En effet, il a trouvé des candidats représentatifs de la société : des chrétiens, des femmes voilées, des socialistes, etc… qui ont formé une vraie coalition avec pour mots d’ordre la paix, la démocratie et la liberté. Et le slogan de Demirtas : « On ne laissera pas Erdogan être président » [avec des pouvoirs quasi illimités, NDLR] a fait mouche.

Beaucoup de Turcs ont aussi voté HDP par pure tactique, pour faire perdre à l’AKP sa majorité parlementaire.
Seul le HDP pouvait arithmétiquement empêcher l’AKP de gagner, c’est vrai. Mais s’il n’y avait pas eu cette marche des Kurdes vers le HDP il ne serait rien passé.

Selahattin Demirtas, 42 ans, est l’étoile montante de la politique turque.
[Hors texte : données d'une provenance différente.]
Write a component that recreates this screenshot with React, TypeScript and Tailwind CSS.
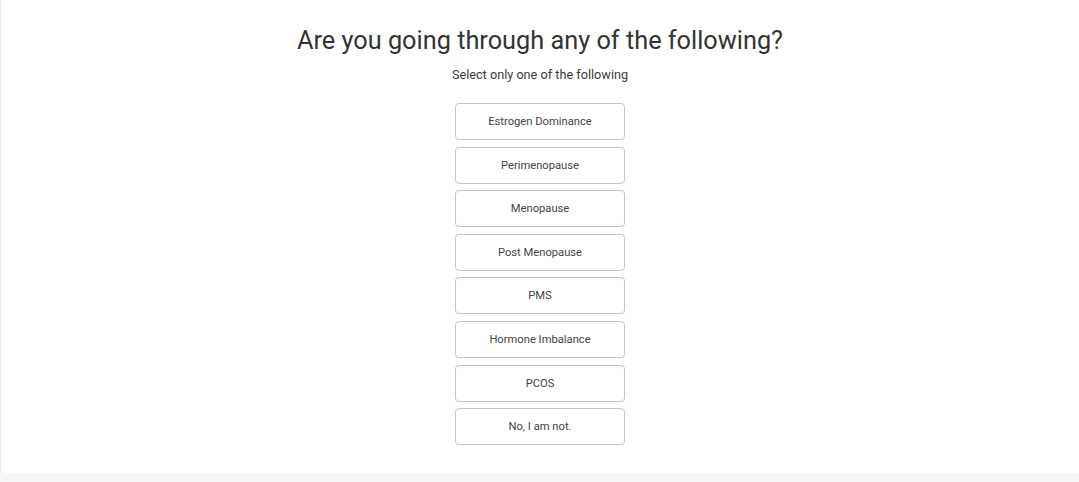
const options = [
  "Estrogen Dominance",
  "Perimenopause",
  "Menopause",
  "Post Menopause",
  "PMS",
  "Hormone Imbalance",
  "PCOS",
  "No, I am not.",
];

export default function App() {
  return (
    <div className="flex h-[482px] w-full flex-col bg-white font-['Roboto',sans-serif] text-[#333]">
      <div className="flex flex-1 flex-col items-center border-l border-[#e6e6e6] pt-[24px]">
        <h1 className="text-[25.3px] leading-[34px] font-normal">Are you going through any of the following?</h1>
        <p className="mt-[8px] text-[12.7px] leading-[18px] text-[#3a3a3a]">Select only one of the following</p>
        <div className="mt-[19px] flex flex-col gap-[6.6px]">
          {options.map((o) => (
            <button
              key={o}
              className="h-[37px] w-[170px] rounded-[4px] border border-[#c4c4c4] bg-white pt-[2px] text-[11.2px] text-[#444]"
            >
              {o}
            </button>
          ))}
        </div>
      </div>
      <div className="h-[9px] bg-[#f7f7f7]" />
    </div>
  );
}
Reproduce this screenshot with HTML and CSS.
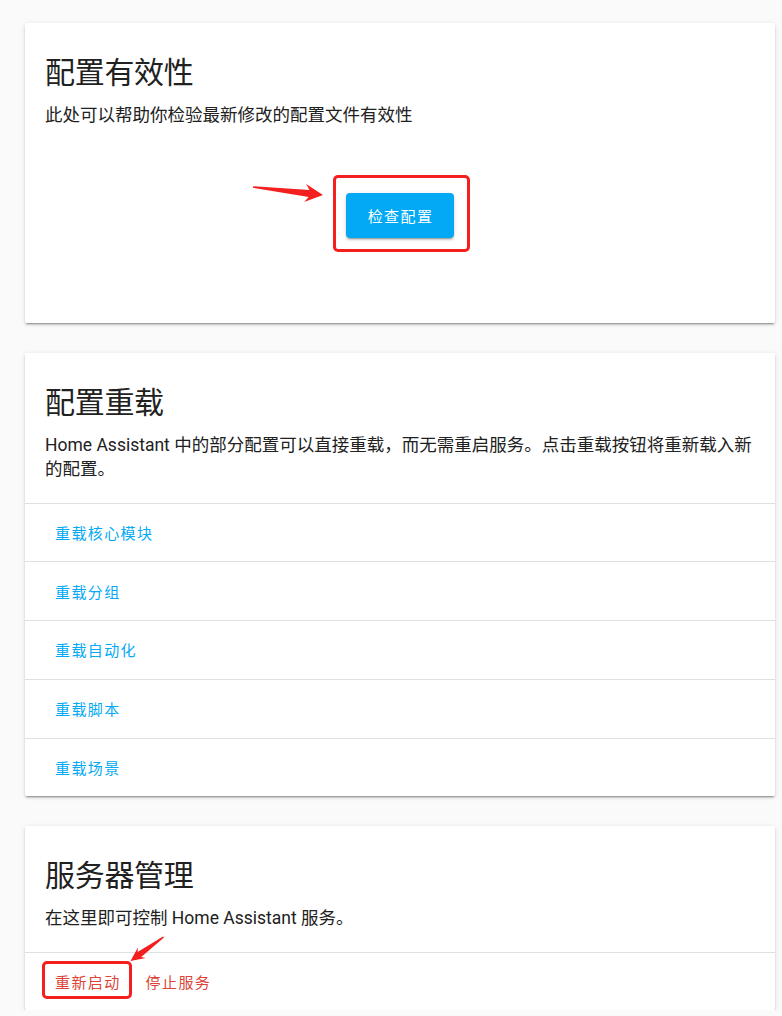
FILE: index.html
```html
<!DOCTYPE html>
<html lang="zh-CN">
<head>
    <meta charset="UTF-8">
    <meta name="viewport" content="width=device-width, initial-scale=1.0">
    <title>服务器控制 - Home Assistant</title>
    <link rel="stylesheet" href="styles.css">
</head>
<body>
    <div class="page">
        <!-- 配置有效性 -->
        <div class="card">
            <div class="card-content">
                <div class="card-title">配置有效性</div>
                <div class="card-desc">此处可以帮助你检验最新修改的配置文件有效性</div>
            </div>
            <div class="validate-row">
                <div class="marked">
                    <button class="raised-btn">检查配置</button>
                    <div class="mark-box mark-box-check"></div>
                    <svg class="mark-arrow mark-arrow-check" width="76" height="28" viewBox="0 0 76 28">
                        <polygon points="3.1,8.2 59.5,11.9 56.1,6.1 73,17 54.1,23.9 58.7,18.9 2.9,9.8" />
                    </svg>
                </div>
            </div>
        </div>

        <!-- 配置重载 -->
        <div class="card">
            <div class="card-content">
                <div class="card-title">配置重载</div>
                <div class="card-desc">Home Assistant 中的部分配置可以直接重载，而无需重启服务。点击重载按钮将重新载入新的配置。</div>
            </div>
            <div class="reload-list">
                <div class="reload-item"><span class="text-btn">重载核心模块</span></div>
                <div class="reload-item"><span class="text-btn">重载分组</span></div>
                <div class="reload-item"><span class="text-btn">重载自动化</span></div>
                <div class="reload-item"><span class="text-btn">重载脚本</span></div>
                <div class="reload-item"><span class="text-btn">重载场景</span></div>
            </div>
        </div>

        <!-- 服务器管理 -->
        <div class="card">
            <div class="card-content">
                <div class="card-title">服务器管理</div>
                <div class="card-desc">在这里即可控制 Home Assistant 服务。</div>
            </div>
            <div class="card-actions">
                <div class="marked">
                    <span class="text-btn warning">重新启动</span>
                    <div class="mark-box mark-box-restart"></div>
                    <svg class="mark-arrow mark-arrow-restart" width="40" height="32" viewBox="0 0 40 32">
                        <polygon points="36,3.4 10.6,19.1 10.9,14.5 3.5,28 18.7,25.1 14.2,23.9 37,4.6" />
                    </svg>
                </div>
                <span class="text-btn warning">停止服务</span>
            </div>
        </div>
    </div>
</body>
</html>
```

FILE: styles.css
```css
* {
    margin: 0;
    padding: 0;
    box-sizing: border-box;
}

body {
    font-family: Roboto, "Noto Sans CJK SC", sans-serif;
    background-color: #fafafa;
    color: #212121;
}

.page {
    width: 750px;
    margin-left: 25px;
    padding-top: 23px;
    display: flex;
    flex-direction: column;
    gap: 30px;
}

.card {
    background: white;
    border-radius: 2px;
    box-shadow: 0 2px 2px rgba(0, 0, 0, 0.14),
                0 1px 5px rgba(0, 0, 0, 0.12),
                0 3px 1px -2px rgba(0, 0, 0, 0.2);
}

.card-content {
    padding: 26px 20px 21px;
}

.card-title {
    font-size: 30px;
    line-height: 48px;
    font-weight: 400;
    letter-spacing: -0.01em;
}

.card-desc {
    margin-top: 6px;
    font-size: 17.5px;
    line-height: 24.5px;
}

.validate-row {
    display: flex;
    justify-content: center;
    padding: 44px 0 85px;
}

.raised-btn {
    font-family: inherit;
    background: #03a9f4;
    color: white;
    border: none;
    border-radius: 4px;
    height: 45px;
    padding: 0 21px 0 22px;
    font-size: 15px;
    letter-spacing: 1.4px;
    cursor: pointer;
    box-shadow: 0 3px 1px -2px rgba(0, 0, 0, 0.2),
                0 2px 2px rgba(0, 0, 0, 0.14),
                0 1px 5px rgba(0, 0, 0, 0.12);
}

.reload-item {
    border-top: 1px solid #e0e0e0;
    height: 58.8px;
    display: flex;
    align-items: center;
    padding-left: 30px;
}

.text-btn {
    font-size: 15px;
    letter-spacing: 1.4px;
    color: #03a9f4;
    cursor: pointer;
}

.card-actions {
    border-top: 1px solid #e0e0e0;
    height: 58px;
    display: flex;
    align-items: center;
    gap: 9px;
    padding: 0 22px;
}

.card-actions .text-btn {
    display: flex;
    align-items: center;
    height: 36px;
    padding: 0 8px;
}

.text-btn.warning {
    color: #db4437;
}

/* red annotation marks drawn over the screenshot */
.marked {
    position: relative;
}

.mark-box {
    position: absolute;
    border: 3px solid #f41f1f;
    border-radius: 5px;
    pointer-events: none;
}

.mark-box-check {
    left: -13px;
    top: -18px;
    width: 137px;
    height: 77px;
}

.mark-box-restart {
    left: -5px;
    top: -2px;
    width: 90px;
    height: 38px;
}

.mark-arrow {
    position: absolute;
    fill: #f41f1f;
    overflow: visible;
}

.mark-arrow-check {
    left: -96px;
    top: -15px;
}

.mark-arrow-restart {
    left: 80px;
    top: -30px;
}
```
Il avait déjà conquis les cœurs lors de la présidentielle de 2014. Qui est-il, et comment s’est comporté durant cette campagne ?

C’est un homme très calme, très sympathique et très intelligent. Ancien avocat pour une association des droits de l’homme, marié à une institutrice, il a deux filles et mène une vie simple. Ses passages dans les médias ont été très remarqués et il a réalisé de forts taux d’audience.

Pour résoudre les problèmes du pays, il aurait besoin de temps, or il n’en a plus.

Ces législatives constituent-elles une défaite personnelle pour Erdogan ?

Oui, c’est son échec. Dès le lendemain des élections, tout le monde l’a dit, et il a perdu de sa popularité. S’il y avait une élection présidentielle aujourd’hui, il ne recueillerait pas 52% [score qu’il avait obtenu en août 2014, NDLR].

Après cette déception, y a-t-il un risque de scission au sein de l’AKP ?

Il est trop tôt pour le dire. Ils n’ont pas encore perdu le pouvoir.

Le président envisage, dit-on, de convoquer des législatives anticipées afin de  « se rattraper ». Quelle en serait l’issue selon vous ?

Le HDP obtiendrait plus de 15% et le MHP [extrême droite ultranationaliste, NDLR] 20% environ. Ces deux partis passeraient chacun de 80 à 100 députés, au moins. En cas de nouvelles élections, la poussée du HDP et du MHP se confirmeront, tout comme la chute de l’AKP et le léger tassement du CHP [centre gauche].

Depuis des mois on reproche à Erdogan son autoritarisme. Cette défaite va-t-elle le faire évoluer ?

Il a appelé les partis d’opposition à se montrer responsables et à ne pas plonger la Turquie dans l’instabilité. Mais c’est trop tard, il ne peut pas changer, plus personne n’y croit. Comment pourrait-il jouer un rôle d’arbitre alors qu’il n’a été ni calme ni neutre pendant la campagne ? Comment pourrait-il résoudre la crise alors qu’il est lui-même au centre de la crise, et qu’il en est l’incarnation même ? Pour résoudre les problèmes du pays, il aurait besoin de temps, or il n’en a plus.